PINELLAS COUNTY, Fla. — From security considerations to counting ballots and readying polling places, election leaders across the Tampa Bay area are working nonstop preparing for Tuesday’s election.
Leaders in Pinellas County spent the day sorting and tabulating mail-in ballots, certifying signatures and coordinating ballot drop-offs.
Pinellas County is getting national attention as a pivotal purple county.
Julie Marcus, the Pinellas County Supervisor of Elections says they are ready for the big day. Interest in this election is already surpassing all expectations, she says.
“Whether it’s voter registration, the number of mail ballots requested, the number of ballots returned or early voting. Every record so far has been broken,” Marcus said when comparing to previous presidential races.

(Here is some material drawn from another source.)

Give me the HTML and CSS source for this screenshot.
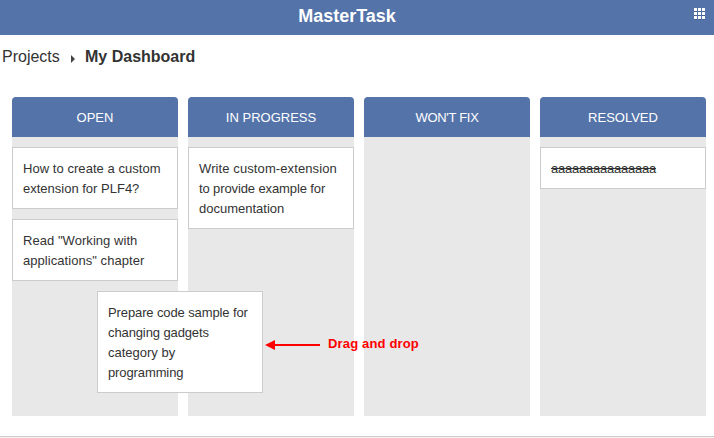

445,000 people have already cast a ballot in Pinellas County, that’s around 63% of registered voters. Marcus expects more than 150,000 more voters in Pinellas to pack the polls on Tuesday.
Cherrie Smith of Largo dropped her vote off Monday.
“I think it’s phenomenal (to see such high voter turnout). I think it’s great that people are feeling empowered to be heard and to let their opinion matter,” she said.
Pinellas County is considered a purple county after voting for President Barack Obama twice in 2008 and 2012, then favoring President Donald Trump in 2016. How voters will cast a ballot this time around is a toss-up.
“It’s super exciting because you’re a part of history,” Marcus added.
Security is also going to be a major factor. Pinellas County has a team of cybersecurity experts on stand by to combat any online threats. You’ll also see more law enforcement at the polls and inside the Supervisor of Elections Offices.
“We’ll have law enforcement from the Pinellas County Sheriff’s Office, Clearwater Police and St. Petersburg Police helping to assist us with anything that may come up,” Marcus explained.
Voters tell ABC Action News they’re anxious to see who wins and thrilled to know so many people are participating in the process.
“When you vote, that’s how you change things in this country,” Barry Rose of Seminole said.
Tuesday night, you’ll see the first preliminary results come out just a few minutes after 7 p.m., and they’ll be updated approximately every 15 minutes.